Y luego está el problema del Upside Down. El antecedente estético más claro de Stranger Things es probablemente IT, de Stephen King, una novela de formación situada en otro pueblo estadounidense acosado por fuerzas subterráneas.
En sus primeros años, la serie entendía que su encanto estaba en ver a esos niños vivir aventuras decisivas, mientras solo a ratos se asomaban a la fantasía pura. Hoy la historia transcurre casi por completo dentro o alrededor del Upside Down y las apuestas nunca bajan de lo crítico. Es como IT si el 90 por ciento del libro mostrara a Pennywise enseñando los dientes y persiguiendo a los niños. Falta el contraste, esa mezcla de luz y sombra que en las temporadas iniciales revelaba el pulso emocional del relato.
Ese pulso sigue presente en el grupo de chicos, ya casi adultos, que creció dentro de los sets creados por los hermanos Duffer. Si bien uno o dos lucen algo desajustados en pantalla, el casting original fue preciso. A esto se suman las actuaciones intensas y comprometidas de Winona Ryder y David Harbour. “A veces la gente necesita que alguien crea en ellos”, dice Joyce con la voz quebrada y una sinceridad enorme, “y entonces puede lograr cosas increíbles”.
Además, Joe Keery y Maya Hawke, en los roles de Steve y Robin, terminan robándose la mayoría de sus escenas. El reparto sostiene la serie y, aun cuando la trama se estanca o se vuelve difícil de seguir, el carisma de sus intérpretes alcanza para recuperarte, igual que una cinta de Kate Bush que vuelve a sonar y te atrae otra vez a la habitación.

Habrá que esperar al Año Nuevo para ver cómo concluye Stranger Things y comprobar si logra un cierre a la altura.

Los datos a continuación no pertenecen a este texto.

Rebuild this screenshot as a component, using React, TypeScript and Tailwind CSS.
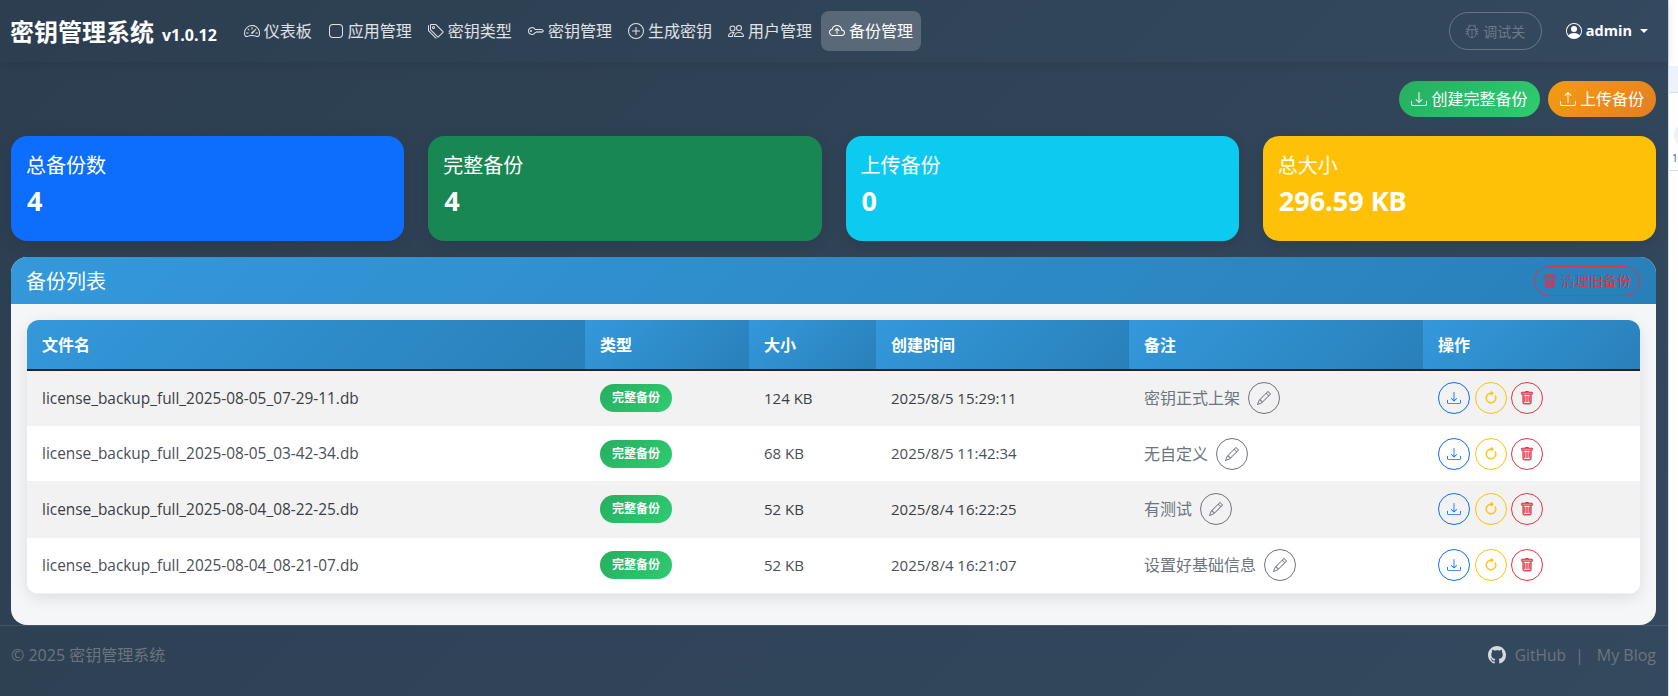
import React from "react";
import {
  BsSpeedometer2, BsApp, BsTags, BsKey, BsPlusCircle, BsPeople, BsCloudArrowUp, BsBug,
  BsPersonCircle, BsDownload, BsUpload, BsTrash, BsArrowClockwise, BsPencil, BsGithub,
} from "react-icons/bs";

const nav = [
  { label: "仪表板", Icon: BsSpeedometer2 },
  { label: "应用管理", Icon: BsApp },
  { label: "密钥类型", Icon: BsTags },
  { label: "密钥管理", Icon: BsKey },
  { label: "生成密钥", Icon: BsPlusCircle },
  { label: "用户管理", Icon: BsPeople },
];

const stats = [
  { title: "总备份数", value: "4", bg: "bg-[#0d6efd]" },
  { title: "完整备份", value: "4", bg: "bg-[#198754]" },
  { title: "上传备份", value: "0", bg: "bg-[#0dcaf0]" },
  { title: "总大小", value: "296.59 KB", bg: "bg-[#ffc107]" },
];

const rows = [
  { file: "license_backup_full_2025-08-05_07-29-11.db", size: "124 KB", time: "2025/8/5 15:29:11", note: "密钥正式上架" },
  { file: "license_backup_full_2025-08-05_03-42-34.db", size: "68 KB", time: "2025/8/5 11:42:34", note: "无自定义" },
  { file: "license_backup_full_2025-08-04_08-22-25.db", size: "52 KB", time: "2025/8/4 16:22:25", note: "有测试" },
  { file: "license_backup_full_2025-08-04_08-21-07.db", size: "52 KB", time: "2025/8/4 16:21:07", note: "设置好基础信息" },
];

const heads = ["文件名", "类型", "大小", "创建时间", "备注", "操作"];

export default function App() {
  return (
    <div className="flex w-full h-[696px] overflow-hidden bg-white font-['Open_Sans','Noto_Sans_CJK_SC',sans-serif]">
      <div className="w-[1668px] shrink-0 flex flex-col bg-[linear-gradient(135deg,#2c3e50,#34495e)]">
        <header className="h-[62px] shrink-0 flex items-center pl-[10px] pr-[20px] bg-[linear-gradient(135deg,#2c3e50,#34495e)] shadow-[0_2px_10px_rgba(0,0,0,0.1)] relative">
          <div className="flex items-baseline text-white font-bold mr-[19px] mt-[1px]">
            <span className="text-[24px] leading-[36px]">密钥管理系统</span>
            <span className="text-[16px] ml-[8px]">v1.0.12</span>
          </div>
          <nav className="flex items-center">
            {nav.map(({ label, Icon }) => (
              <a key={label} className="h-[40px] px-[8px] flex items-center gap-[4px] text-[16px] text-white/85">
                <Icon className="w-[16px] h-[16px]" />
                {label}
              </a>
            ))}
            <a className="h-[40px] px-[8px] ml-[1px] flex items-center gap-[4px] text-[16px] text-white rounded-lg bg-white/20">
              <BsCloudArrowUp className="w-[16px] h-[16px]" />
              备份管理
            </a>
          </nav>
          <div className="ml-auto flex items-center">
            <button className="h-[38px] w-[93px] flex items-center justify-center gap-[4px] rounded-full border border-white/25 text-[14px] text-[#6c7a89]">
              <BsBug className="w-[14px] h-[14px]" />
              调试关
            </button>
            <div className="ml-[24px] flex items-center text-white font-bold text-[14.5px]">
              <BsPersonCircle className="w-[16px] h-[16px] mr-[4px]" />
              admin
              <span className="ml-[8px] border-x-[4px] border-x-transparent border-t-[4px] border-t-white" />
            </div>
          </div>
        </header>

        <main className="pl-[11px] pr-[12px] pt-[19px]">
          <div className="flex justify-end gap-[8px]">
            <button className="h-[36px] w-[141px] flex items-center justify-center gap-[4px] rounded-full text-white text-[16px] bg-[linear-gradient(135deg,#27ae60,#2ecc71)]">
              <BsDownload className="w-[16px] h-[16px]" />
              创建完整备份
            </button>
            <button className="h-[36px] w-[108px] flex items-center justify-center gap-[4px] rounded-full text-white text-[16px] bg-[linear-gradient(135deg,#f39c12,#e67e22)]">
              <BsUpload className="w-[16px] h-[16px]" />
              上传备份
            </button>
          </div>

          <div className="mt-[19px] grid grid-cols-4 gap-[24px]">
            {stats.map((s) => (
              <div key={s.title} className={`h-[105px] rounded-[16px] pl-[16px] pt-[17px] text-white shadow-[0_4px_15px_rgba(0,0,0,0.1)] ${s.bg}`}>
                <div className="text-[20px] leading-[26px] -ml-[1px]">{s.title}</div>
                <div className="mt-[5px] text-[27px] leading-[34px] font-bold">{s.value}</div>
              </div>
            ))}
          </div>

          <section className="mt-[16px] rounded-[16px] overflow-hidden bg-[#f5f6f8]">
            <div className="h-[47px] flex items-center justify-between pl-[15px] pr-[16px] text-white bg-[linear-gradient(135deg,#3498db,#2980b9)]">
              <h2 className="text-[20px] font-normal mt-[2px]">备份列表</h2>
              <button className="h-[30px] w-[106px] flex items-center justify-center gap-[4px] rounded-full border border-[#dc3545] text-[#dc3545] text-[14px]">
                <BsTrash className="w-[14px] h-[14px] [stroke-width:0.5px]" />
                清理旧备份
              </button>
            </div>
            <div className="p-[16px] pb-[31px]">
              <div className="rounded-[12px] overflow-hidden bg-white shadow-[0_4px_15px_rgba(0,0,0,0.1)]">
                <table className="w-full table-fixed border-collapse">
                  <colgroup>
                    <col className="w-[558px]" />
                    <col className="w-[164px]" />
                    <col className="w-[127px]" />
                    <col className="w-[253px]" />
                    <col className="w-[294px]" />
                    <col className="w-[217px]" />
                  </colgroup>
                  <thead>
                    <tr className="h-[50px] border-b-2 border-[#212529]">
                      {heads.map((h) => (
                        <th key={h} className="px-[15px] text-left text-[16px] font-bold text-white bg-[linear-gradient(135deg,#3498db,#2980b9)]">{h}</th>
                      ))}
                    </tr>
                  </thead>
                  <tbody>
                    {rows.map((r, i) => (
                      <tr key={r.file} className={`h-[55.75px] border-b border-[#f0f1f2] text-[15px] ${i % 2 === 0 ? "bg-[#f2f2f2] text-[#3a3f45]" : "bg-white text-[#495057]"}`}>
                        <td className="px-[15px] text-[15.4px]">{r.file}</td>
                        <td className="px-[15px]">
                          <span className="inline-flex items-center justify-center h-[28px] w-[72px] rounded-full text-white text-[12px] font-bold bg-[linear-gradient(135deg,#27ae60,#2ecc71)]">完整备份</span>
                        </td>
                        <td className="px-[15px]">{r.size}</td>
                        <td className="px-[15px]">{r.time}</td>
                        <td className="px-[15px]">
                          <div className="flex items-center gap-[8px] text-[16px] text-[#6c757d]">
                            {r.note}
                            <span className="w-[32px] h-[32px] flex items-center justify-center rounded-full border border-[#6c757d]">
                              <BsPencil className="w-[14px] h-[14px]" />
                            </span>
                          </div>
                        </td>
                        <td className="px-[15px]">
                          <div className="flex items-center gap-[4.5px]">
                            <span className="w-[32px] h-[32px] flex items-center justify-center rounded-full border border-[#0d6efd] text-[#0d6efd]">
                              <BsDownload className="w-[14px] h-[14px]" />
                            </span>
                            <span className="w-[32px] h-[32px] flex items-center justify-center rounded-full border border-[#ffc107] text-[#ffc107]">
                              <BsArrowClockwise className="w-[14px] h-[14px] [stroke-width:0.6px]" />
                            </span>
                            <span className="w-[32px] h-[32px] flex items-center justify-center rounded-full border border-[#dc3545] text-[#dc3545]">
                              <BsTrash className="w-[14px] h-[14px] [stroke-width:0.5px]" />
                            </span>
                          </div>
                        </td>
                      </tr>
                    ))}
                  </tbody>
                </table>
              </div>
            </div>
          </section>
        </main>

        <footer className="flex-1 border-t border-white/10 pl-[11px] pr-[12px] pb-[11px] flex items-center justify-between text-[16px] text-[#6c757d]">
          <span>© 2025 密钥管理系统</span>
          <div className="flex items-center">
            <BsGithub className="w-[18px] h-[18px] text-[#d5dadf] mr-[9px]" />
            <span className="text-[15.5px]">GitHub</span>
            <span className="ml-[9px] mr-[13px]">|</span>
            <span>My Blog</span>
          </div>
        </footer>
      </div>

      <aside className="flex-1 overflow-hidden border-l border-[#cfe0f5] bg-white">
        <div className="mt-[66px] h-[27px] bg-[#eef2fb] border-b border-[#cfdff5]" />
        <div className="mt-[30px] ml-[5px] w-[24px] h-[24px] rounded-full bg-[#eef0f6]" />
        <div className="ml-[3px] mt-[1px] text-[10px] leading-[20px] text-[#3a5a7a]">1</div>
        <div className="mt-[2px] h-px bg-[#cfdff5]" />
      </aside>
    </div>
  );
}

Aun así, los hermanos Duffer construyeron algo admirablemente envolvente en ese pueblo golpeado llamado Hawkins y en la mala suerte de sus habitantes.
El riesgo ahora es que el afán por ofrecer un final espectacular termine opacando esos momentos entrañables y emotivos en los que la serie exploraba uno de los grandes temas del cine: encontrar tu lugar en el mundo mientras dejas atrás la infancia.